*Exercise prompt*. Print exactly what lies from the line with "Recreate this image" down to the line with "const cols = 'grid", counting both of those lines, but not the pictures.

*Records*.
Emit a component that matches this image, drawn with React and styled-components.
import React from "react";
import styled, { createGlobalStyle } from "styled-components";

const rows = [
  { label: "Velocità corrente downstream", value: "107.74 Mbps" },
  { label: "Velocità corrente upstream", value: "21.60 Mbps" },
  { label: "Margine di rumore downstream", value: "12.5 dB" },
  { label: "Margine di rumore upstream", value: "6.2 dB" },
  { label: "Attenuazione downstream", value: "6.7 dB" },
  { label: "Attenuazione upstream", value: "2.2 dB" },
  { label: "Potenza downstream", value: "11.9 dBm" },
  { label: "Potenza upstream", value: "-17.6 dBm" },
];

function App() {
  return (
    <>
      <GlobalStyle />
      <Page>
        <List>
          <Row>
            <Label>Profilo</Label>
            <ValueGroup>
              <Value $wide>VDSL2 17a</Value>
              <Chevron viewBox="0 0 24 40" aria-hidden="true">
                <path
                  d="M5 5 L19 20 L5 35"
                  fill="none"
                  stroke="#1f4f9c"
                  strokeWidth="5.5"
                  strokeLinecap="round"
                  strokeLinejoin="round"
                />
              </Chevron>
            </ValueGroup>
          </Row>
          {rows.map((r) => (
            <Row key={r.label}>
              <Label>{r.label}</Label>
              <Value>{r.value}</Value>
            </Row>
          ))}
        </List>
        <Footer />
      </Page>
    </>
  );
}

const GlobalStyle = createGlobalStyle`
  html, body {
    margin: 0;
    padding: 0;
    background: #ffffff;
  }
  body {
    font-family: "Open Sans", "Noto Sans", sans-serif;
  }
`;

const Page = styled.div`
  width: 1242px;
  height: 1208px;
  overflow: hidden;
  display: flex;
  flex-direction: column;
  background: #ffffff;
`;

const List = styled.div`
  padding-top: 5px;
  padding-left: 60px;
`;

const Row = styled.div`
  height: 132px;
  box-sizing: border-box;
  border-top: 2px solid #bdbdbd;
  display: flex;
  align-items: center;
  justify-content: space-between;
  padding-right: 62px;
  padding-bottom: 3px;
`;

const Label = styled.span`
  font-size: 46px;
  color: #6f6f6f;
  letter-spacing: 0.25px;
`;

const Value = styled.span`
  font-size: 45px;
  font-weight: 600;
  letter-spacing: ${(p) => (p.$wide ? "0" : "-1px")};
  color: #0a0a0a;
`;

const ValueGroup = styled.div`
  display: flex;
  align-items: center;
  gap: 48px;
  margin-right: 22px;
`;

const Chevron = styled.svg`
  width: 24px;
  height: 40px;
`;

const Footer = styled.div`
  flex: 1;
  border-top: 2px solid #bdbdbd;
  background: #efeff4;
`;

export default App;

---

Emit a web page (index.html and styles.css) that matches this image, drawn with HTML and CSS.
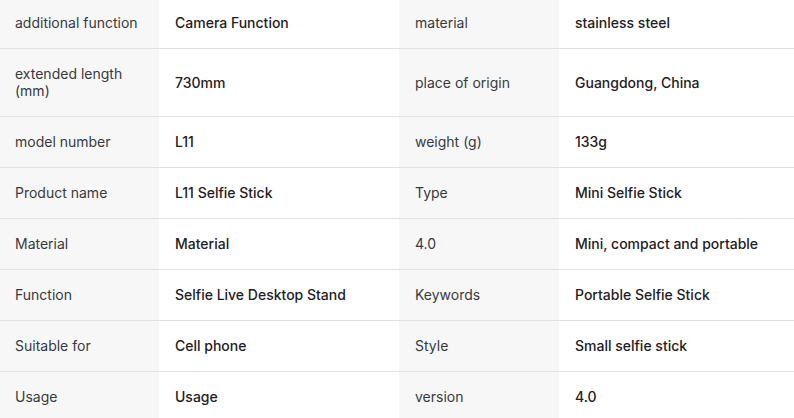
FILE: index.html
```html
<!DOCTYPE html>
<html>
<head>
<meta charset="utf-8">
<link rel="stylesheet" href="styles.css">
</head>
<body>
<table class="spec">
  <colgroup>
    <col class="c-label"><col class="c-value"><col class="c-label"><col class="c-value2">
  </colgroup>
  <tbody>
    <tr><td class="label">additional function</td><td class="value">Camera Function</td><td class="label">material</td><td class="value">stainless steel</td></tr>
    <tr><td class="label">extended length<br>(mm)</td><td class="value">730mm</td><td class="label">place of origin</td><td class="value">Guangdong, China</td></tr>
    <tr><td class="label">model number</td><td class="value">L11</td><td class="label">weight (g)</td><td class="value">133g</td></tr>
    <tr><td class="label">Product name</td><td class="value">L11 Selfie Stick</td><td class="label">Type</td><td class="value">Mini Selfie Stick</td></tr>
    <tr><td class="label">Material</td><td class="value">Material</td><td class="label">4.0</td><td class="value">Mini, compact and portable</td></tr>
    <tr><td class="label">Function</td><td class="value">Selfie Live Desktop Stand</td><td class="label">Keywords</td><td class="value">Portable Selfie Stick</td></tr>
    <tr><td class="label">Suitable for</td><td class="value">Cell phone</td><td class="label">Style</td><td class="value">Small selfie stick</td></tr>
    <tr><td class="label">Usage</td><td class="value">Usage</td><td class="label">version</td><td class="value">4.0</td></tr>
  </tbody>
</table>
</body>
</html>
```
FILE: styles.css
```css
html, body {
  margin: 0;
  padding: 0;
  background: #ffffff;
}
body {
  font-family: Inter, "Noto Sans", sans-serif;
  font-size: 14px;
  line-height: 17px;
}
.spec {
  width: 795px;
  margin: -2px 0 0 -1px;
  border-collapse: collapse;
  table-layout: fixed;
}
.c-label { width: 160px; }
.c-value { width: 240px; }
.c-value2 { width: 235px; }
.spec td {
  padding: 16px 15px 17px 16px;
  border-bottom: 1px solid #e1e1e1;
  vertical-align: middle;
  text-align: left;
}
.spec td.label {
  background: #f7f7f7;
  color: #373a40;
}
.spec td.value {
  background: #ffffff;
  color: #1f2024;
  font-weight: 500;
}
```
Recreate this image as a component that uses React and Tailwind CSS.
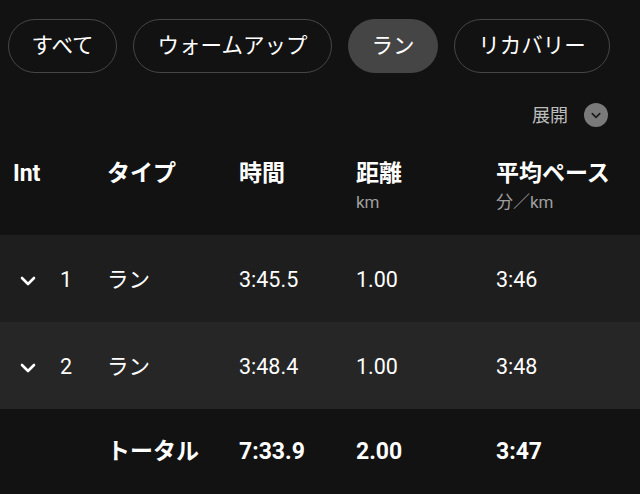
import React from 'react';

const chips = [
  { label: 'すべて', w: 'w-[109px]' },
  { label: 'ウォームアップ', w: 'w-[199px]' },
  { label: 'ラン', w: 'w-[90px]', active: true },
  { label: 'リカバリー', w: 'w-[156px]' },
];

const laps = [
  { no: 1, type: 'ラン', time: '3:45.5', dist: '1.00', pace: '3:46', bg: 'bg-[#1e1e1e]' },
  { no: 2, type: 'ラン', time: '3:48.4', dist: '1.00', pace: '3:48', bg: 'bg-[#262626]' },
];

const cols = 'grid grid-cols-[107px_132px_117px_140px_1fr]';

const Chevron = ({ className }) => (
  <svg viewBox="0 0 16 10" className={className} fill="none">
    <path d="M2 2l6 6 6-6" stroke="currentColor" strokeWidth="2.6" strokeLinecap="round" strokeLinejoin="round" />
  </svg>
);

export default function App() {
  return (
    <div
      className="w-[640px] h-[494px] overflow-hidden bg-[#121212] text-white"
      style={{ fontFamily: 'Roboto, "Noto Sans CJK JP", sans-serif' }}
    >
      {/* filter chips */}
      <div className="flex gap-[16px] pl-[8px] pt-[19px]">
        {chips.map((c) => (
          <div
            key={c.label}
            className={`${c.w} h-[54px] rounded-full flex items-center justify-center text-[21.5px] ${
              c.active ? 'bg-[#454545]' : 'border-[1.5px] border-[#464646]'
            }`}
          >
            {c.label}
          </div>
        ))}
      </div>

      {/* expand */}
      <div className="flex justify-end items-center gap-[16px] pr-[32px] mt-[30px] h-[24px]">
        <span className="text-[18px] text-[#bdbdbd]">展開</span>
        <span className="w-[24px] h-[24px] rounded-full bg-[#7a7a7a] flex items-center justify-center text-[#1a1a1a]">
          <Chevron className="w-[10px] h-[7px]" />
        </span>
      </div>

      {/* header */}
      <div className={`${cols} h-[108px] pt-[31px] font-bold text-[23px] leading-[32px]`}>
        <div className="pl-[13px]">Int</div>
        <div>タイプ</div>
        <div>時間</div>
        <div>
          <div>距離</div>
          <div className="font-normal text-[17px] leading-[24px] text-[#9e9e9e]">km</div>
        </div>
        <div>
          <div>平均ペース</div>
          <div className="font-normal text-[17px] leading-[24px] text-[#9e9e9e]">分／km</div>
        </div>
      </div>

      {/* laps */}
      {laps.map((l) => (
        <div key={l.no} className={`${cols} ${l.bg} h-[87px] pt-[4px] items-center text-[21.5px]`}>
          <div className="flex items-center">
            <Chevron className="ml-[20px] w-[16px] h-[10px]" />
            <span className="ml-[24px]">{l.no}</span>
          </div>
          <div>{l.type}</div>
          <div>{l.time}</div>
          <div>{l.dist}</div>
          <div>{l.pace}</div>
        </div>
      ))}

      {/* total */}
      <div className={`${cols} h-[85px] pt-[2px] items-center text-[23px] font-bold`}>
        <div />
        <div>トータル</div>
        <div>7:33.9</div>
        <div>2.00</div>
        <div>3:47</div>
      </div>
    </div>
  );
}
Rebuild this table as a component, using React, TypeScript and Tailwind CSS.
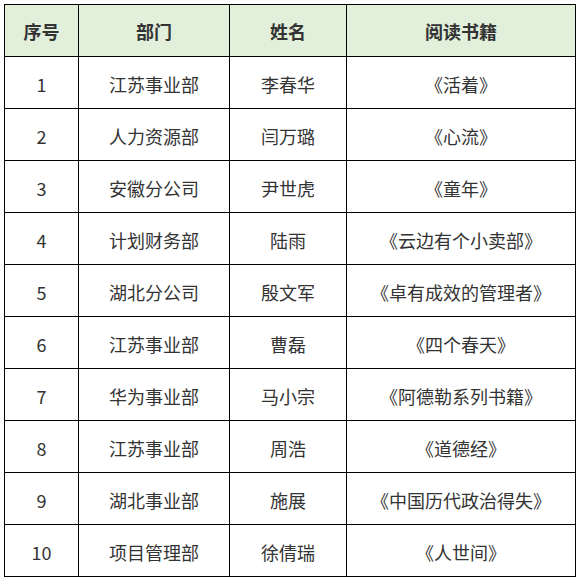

*Written answer*.
Recreate this image as a component that uses React and Tailwind CSS.
import React from 'react';

const chips = [
  { label: 'すべて', w: 'w-[109px]' },
  { label: 'ウォームアップ', w: 'w-[199px]' },
  { label: 'ラン', w: 'w-[90px]', active: true },
  { label: 'リカバリー', w: 'w-[156px]' },
];

const laps = [
  { no: 1, type: 'ラン', time: '3:45.5', dist: '1.00', pace: '3:46', bg: 'bg-[#1e1e1e]' },
  { no: 2, type: 'ラン', time: '3:48.4', dist: '1.00', pace: '3:48', bg: 'bg-[#262626]' },
];

const cols = 'grid grid-cols-[107px_132px_117px_140px_1fr]';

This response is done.